The result of this was that Walker was again set free, and it was not long
before he had a new following, there being many of the adventurous class
who sympathized warmly with his enterprising efforts. This was especially
the case in the South. Thither Walker proceeded, and, inspired by his old
enthusiasm, he soon organized another company, which sought to leave the
country in October, 1858. He was closely watched, however, and the whole
company was arrested at the mouth of the Mississippi on the steamer on
which passage had been taken.
President Buchanan had issued a proclamation forbidding all such
expeditions, and Walker was now put on trial before the United States
Court at New Orleans.
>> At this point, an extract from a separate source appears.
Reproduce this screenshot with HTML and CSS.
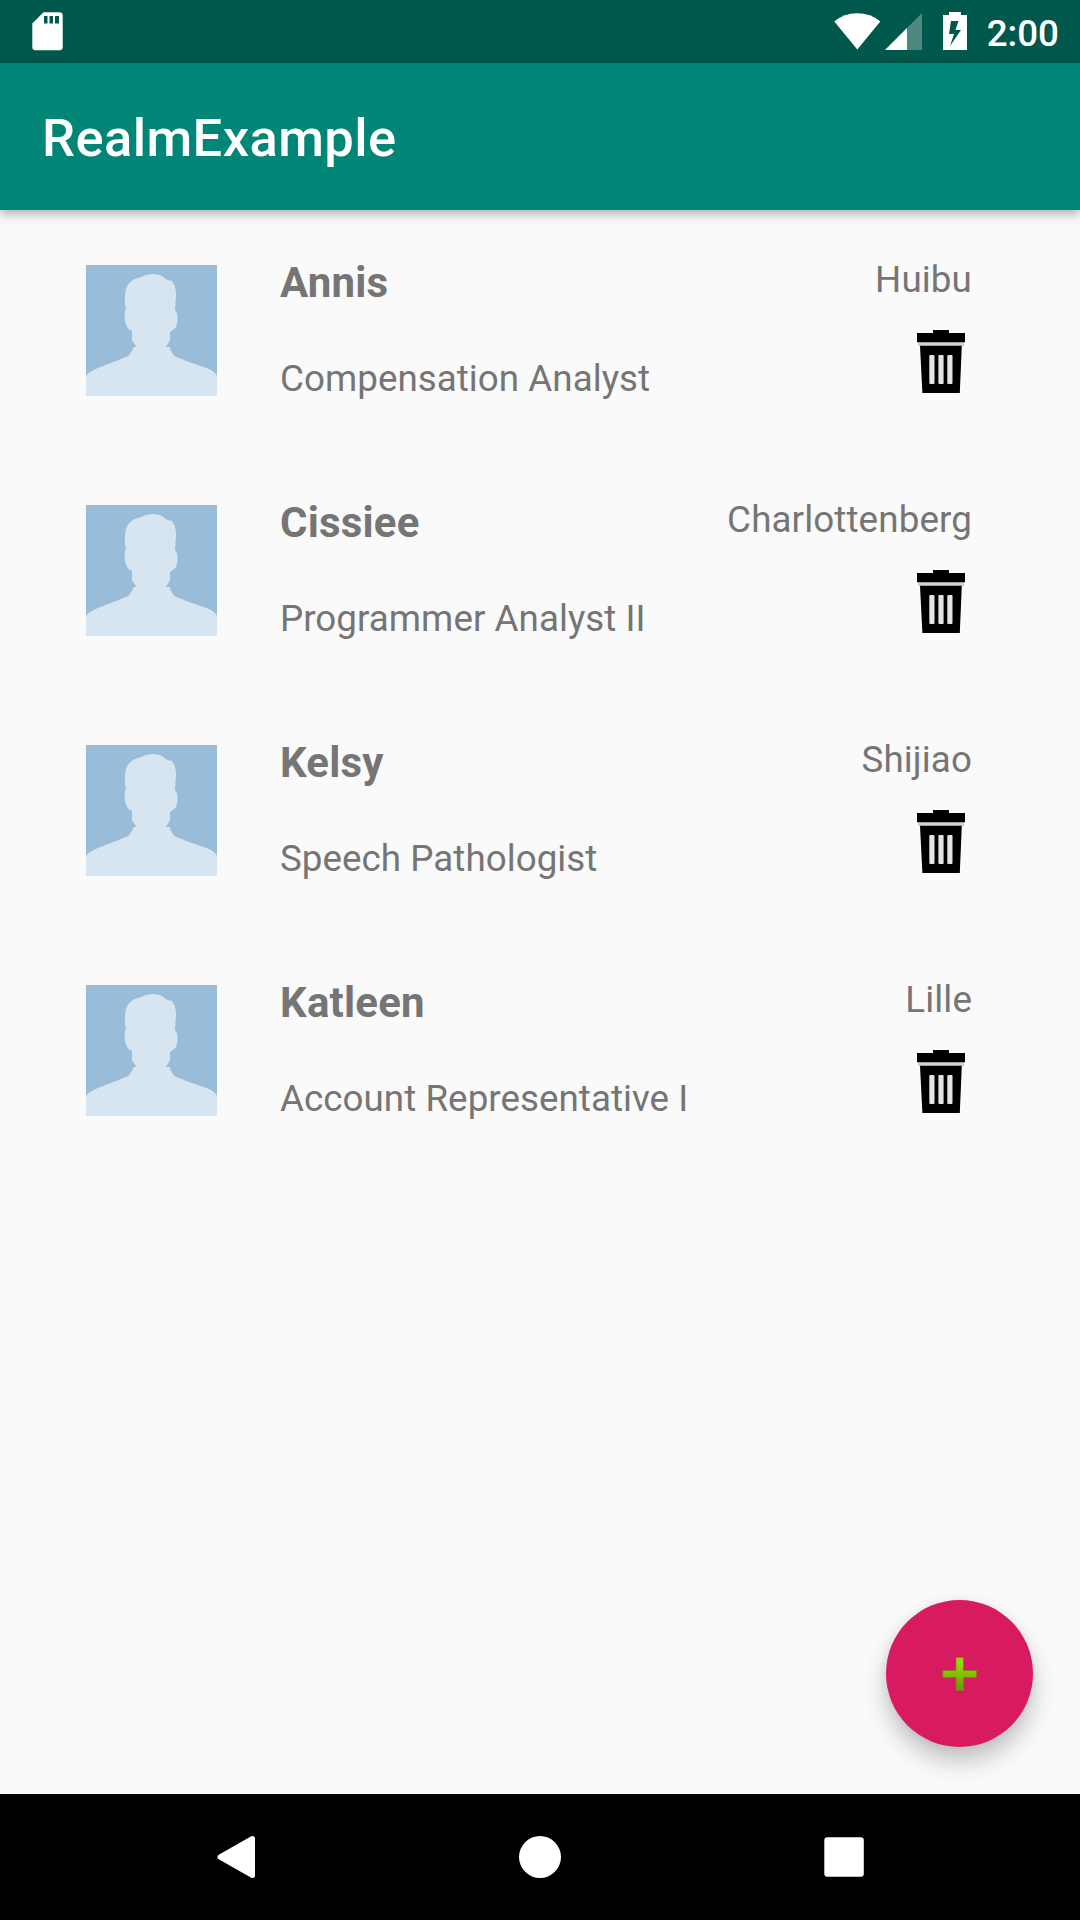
FILE: index.html
```html
<!DOCTYPE html>
<html lang="en">
<head>
<meta charset="utf-8">
<title>RealmExample</title>
<link rel="stylesheet" href="styles.css">
</head>
<body>
<svg class="defs" width="0" height="0" aria-hidden="true">
  <symbol id="avatar" viewBox="0 0 131 131">
    <rect width="131" height="131" fill="#99bdd9"/>
    <path fill="#d7e5f0" d="M0 111C3 107 7 105 12 103L35 94C39 92 42 92 44 89C46 86 47 84 48 82H50C50 79 47 78 46 75V65H44C40 63 38 54 39 46L40 44C38 36 39 29 40 24C43 16 48 14 55 12C61 9 67 8 74 10C78 12 80 14 82 15.500H85C89 19 90 24 90 31L89 45C92 48 92 55 91 59C90 63 88 64 86 65.500L84 67V75C83 78 81 79 80 82H83.500C85 86 87 90 89 91.500L103 97L123 104C127 106 130 108 131 111V131H0Z"/>
  </symbol>
  <symbol id="trash" viewBox="0 0 48 63">
    <path fill="#aaa" opacity=".5" d="M1 12H47V16H1Z"/>
    <path d="M16 -2H32V3H48V12.300H0V3H16Z"/>
    <path d="M3 15.700H44.800L42.700 65H5.500Z"/>
    <g fill="#e4e4e4"><rect x="12.300" y="25" width="5.200" height="29" rx="1"/><rect x="21.400" y="25" width="5.200" height="29" rx="1"/><rect x="30.300" y="25" width="5.200" height="29" rx="1"/></g>
  </symbol>
</svg>
<div class="screen">
  <header class="status">
    <svg class="sd" width="31" height="39" viewBox="0 0 31 39"><path fill="#fff" fill-rule="evenodd" d="M11.500 .300H27.500Q30.700 .300 30.700 3.500V35Q30.700 38.200 27.500 38.200H3.500Q.300 38.200 .300 35V11.500ZM12 4V11.500H15.500V4ZM17.500 4V11.500H21V4ZM23 4V11.500H27V4Z"/></svg>
    <div class="indicators">
      <svg width="47" height="37" viewBox="0 0 47 37"><path fill="#fff" d="M.300 8.500Q10 .300 23.300 .300T46.300 8.500L23.300 36.600Z"/></svg>
      <svg class="signal" width="37" height="37" viewBox="0 0 37 37"><path fill="#fff" opacity=".3" d="M0 37L37 0V37Z"/><path fill="#fff" d="M0 37L22 15V37Z"/></svg>
      <svg class="battery" width="24" height="38" viewBox="0 0 24 38"><path fill="#fff" fill-rule="evenodd" d="M6 0H18V3H24V38H0V3H6ZM8 9L6 22H11L7 34L18 18H12.500L15.500 9Z"/></svg>
      <span class="clock">2:00</span>
    </div>
  </header>
  <div class="toolbar"><h1>RealmExample</h1></div>
  <main class="list">
    <article class="row"><svg class="avatar"><use href="#avatar"/></svg><div class="person"><h2>Annis</h2><p>Compensation Analyst</p></div><div class="side"><span>Huibu</span><svg class="trash"><use href="#trash"/></svg></div></article>
    <article class="row"><svg class="avatar"><use href="#avatar"/></svg><div class="person"><h2>Cissiee</h2><p>Programmer Analyst II</p></div><div class="side"><span>Charlottenberg</span><svg class="trash"><use href="#trash"/></svg></div></article>
    <article class="row"><svg class="avatar"><use href="#avatar"/></svg><div class="person"><h2>Kelsy</h2><p>Speech Pathologist</p></div><div class="side"><span>Shijiao</span><svg class="trash"><use href="#trash"/></svg></div></article>
    <article class="row"><svg class="avatar"><use href="#avatar"/></svg><div class="person"><h2>Katleen</h2><p>Account Representative I</p></div><div class="side"><span>Lille</span><svg class="trash"><use href="#trash"/></svg></div></article>
  </main>
  <button class="fab" aria-label="Add">
    <svg width="36" height="36" viewBox="0 0 36 36"><defs><linearGradient id="lime" x1="0" y1="0" x2="0" y2="1"><stop offset=".2" stop-color="#92d900"/><stop offset=".9" stop-color="#68a000"/></linearGradient></defs><path fill="url(#lime)" stroke="#8a7a18" stroke-width=".8" stroke-linejoin="round" d="M14 1.500H21.500V14.500H34.500V21.500H21.500V34.500H14V21.500H.800V14.500H14Z"/></svg>
  </button>
  <nav class="navbar">
    <svg width="46" height="46" viewBox="0 0 46 46"><path fill="#fff" stroke="#fff" stroke-width="5" stroke-linejoin="round" d="M7 23L39.500 4.500V41.500Z"/></svg>
    <svg width="46" height="46" viewBox="0 0 46 46"><circle cx="23" cy="23" r="21" fill="#fff"/></svg>
    <svg width="46" height="46" viewBox="0 0 46 46"><rect x="3.300" y="3.300" width="39.500" height="39.500" rx="3" fill="#fff"/></svg>
  </nav>
</div>
</body>
</html>
```
FILE: styles.css
```css
* { box-sizing: border-box; }
body { margin: 0; font-family: Roboto, sans-serif; background: #fafafa; }
h1, h2, p { margin: 0; }
svg { display: block; flex: none; }
.defs { position: absolute; }
.screen { position: relative; width: 1080px; height: 1920px; display: flex; flex-direction: column; overflow: hidden; }
.status { height: 63px; flex: none; display: flex; justify-content: space-between; align-items: flex-start; padding: 12px 21px 0 32px; background: #00574b; }
.indicators { display: flex; align-items: flex-start; }
.indicators svg { margin-top: 1px; }
.indicators .signal { margin-left: 4px; }
.indicators .battery { margin: 0 20px 0 21px; }
.clock { color: #fff; font-size: 36.75px; font-weight: 500; line-height: 43px; }
.toolbar { height: 147px; flex: none; display: flex; align-items: center; padding: 2px 0 0 42px; background: #008577; color: #fff; box-shadow: 0 4px 10px rgba(0,0,0,.3); }
.toolbar h1 { font-size: 52.5px; line-height: 62px; font-weight: 500; letter-spacing: .4px; }
.list { flex: 1; padding: 48px 108px 0 86px; }
.row { height: 240px; display: flex; align-items: flex-start; color: #757575; font-size: 36.75px; line-height: 43px; }
.avatar { width: 131px; height: 131px; margin-top: 7px; }
.person { flex: 1; margin-left: 63px; white-space: nowrap; letter-spacing: .04px; }
.person h2 { font-size: 42px; line-height: 49px; font-weight: 700; margin-bottom: 50px; letter-spacing: .2px; }
.side { display: flex; flex-direction: column; align-items: flex-end; gap: 29px; letter-spacing: .12px; }
.trash { width: 48px; height: 63px; margin-right: 7px; filter: blur(.7px); }
.fab { position: absolute; right: 47px; bottom: 173px; width: 147px; height: 147px; padding: 0; border: 0; border-radius: 50%; background: #d81b60; display: flex; align-items: center; justify-content: center; box-shadow: 0 14px 24px rgba(0,0,0,.23), 0 1px 8px rgba(0,0,0,.06); }
.navbar { height: 126px; flex: none; display: flex; justify-content: space-between; align-items: center; padding: 0 213px; background: #000; }
```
But the case against him seemed to lack satisfactory
evidence, and he was acquitted.
Desisting for a time from his efforts, Walker occupied himself in writing
an account of his exploits, in a book entitled "The War in Nicaragua." But
this was far too tame work for one of his stirring disposition, and in
June, 1860, he was off again, this time making Honduras the scene of his
invading energy. Landing at Truxillo on the 27th, he seized that town and
held it for eight weeks, at the end of which time he was ordered to leave
the place by the captain of a British man-of-war. The president of
Honduras was rapidly approaching with a defensive force. Walker marched
south, but his force was too small to cope with the president's army, and
he had not gone far before he found himself a captive in the hands of the
Honduran government. Central America had by this time more than enough of
William Walker and his methods, and five days after his capture he was
condemned to death and shot at Truxillo.
Thus ended the somewhat remarkable career of the chief of filibusters, the
most persistent of modern invaders of foreign lands, whose reckless
exploits were of the mediaeval rather than of the modern type. A short,
slender, not especially demonstrative man, Walker did not seem made for a
hero of enthusiastic adventure. His most striking feature was his keen
gray eyes, which brought him the title of "the gray-eyed man of destiny."